Battery life is a tricky beast to tame for anyone, whether that’s on your laptop, your tablet or, most importantly, your phone. It can be particularly annoying when you realise that you’re having to charge your phone three or four times a day. That sinking feeling as you watch the juice in your battery indicator trickle down minute by minute is familiar to many, but help is at hand.

Unfortunately for humanity, batteries aren’t (currently) everlasting beings, in fact their lifespan is typically just 300-500 cycles. After that final cycle, your device won’t die, but it will hold less and less electricity, being able to power your device for shorter and shorter amounts of time.
There are ways of prolonging life though. These are the dos and don’ts of managing your battery life and making sure you get the most juice out of a single charge.
Dos and don’ts for battery life: Charging
Do:
- Keep your device charged between 40%-80%. 40% and 80% is the happy medium which will ensure that your battery life continues to remain healthy and reliable.
- You can charge your phone from 0% to 100% once a month as this will recalibrate your battery but not more than that if you can avoid it.
- Use the charger that came with your device. Some cables and plugs from other devices may appear to work, but could be damaging your device in the long term.
Don’t:
- Avoid letting the device drop below 20%. Lithium-ion batteries need some carefully looking after, they’re not keen on reaching this danger zone of 20%.
- Charge to full capacity. In fact, charging Lithium-ion batteries to 100% constantly will ultimately shorten the battery’s lifespan, so it’s best avoided.
- Leave your phone in particularly hot or cold environments. A hot battery that lives its life basking on the beach or sat next to the oven will suffer a long-term impact on its lifespan. The same is true for a cold battery – so no freezers or using your phone as a prop for a snowman.

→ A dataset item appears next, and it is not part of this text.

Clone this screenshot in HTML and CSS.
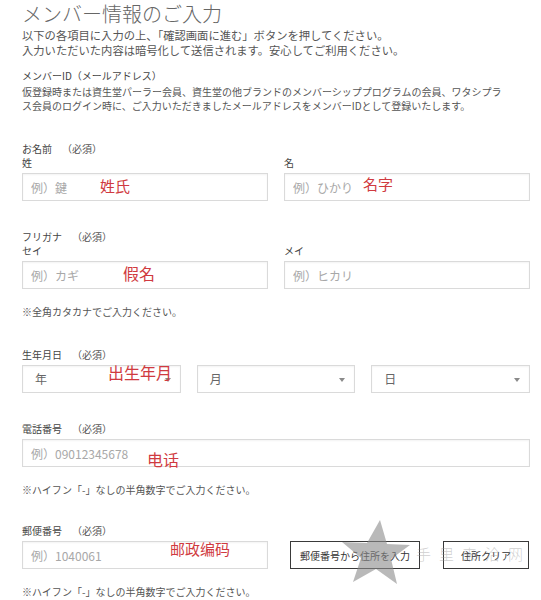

- Use cheap knock-off chargers bought online. Some cheap chargers won’t charge your phone effectively and can damage the battery because they don’t have the correct rating. Chargers off eBay and Amazon marketplace have also been known to cause fires, so double the reason to avoid them.
Boosting battery life
Not all of this is within your control, of course – and charging our phones to 100% is part of an overnight ritual for some of us. All is not lost, however. The way you use your phone could also be having an impact upon your battery life and there are some good habits you can get into to improve things.
Do:
- Use auto-brightness or dim the screen. The screen’s brightness uses up a lot of that precious battery life, so don’t have it set brighter than you need.
- Turn off notifications for apps you don’t use. Notifications consume battery whenever the app looks for something and lights up your display. Better still, delete the apps entirely if you don’t need them.
- Enable battery or power saving mode when you want to extend your battery will certainly help.
- Reduce the resolution if your phone allows it. The Samsung Galaxy S7, for example lets you reduce the 2K screen to a 1080p or 720p one if you choose.
- Restart your phone from time to time.
Don’t
- Have Bluetooth or Wi-Fi turned on constantly. Having both switched off can add at least an hour to your battery life. If you’re not using it, turn it off.
- Leave apps running in the background. We all know that Facebook’s app is a battery hog, but there are definitely other apps out there which suck down battery life too.
- Push email. Set your emails to fetch at a specific time interval and not check constantly for emails as it wastes a huge amount of battery.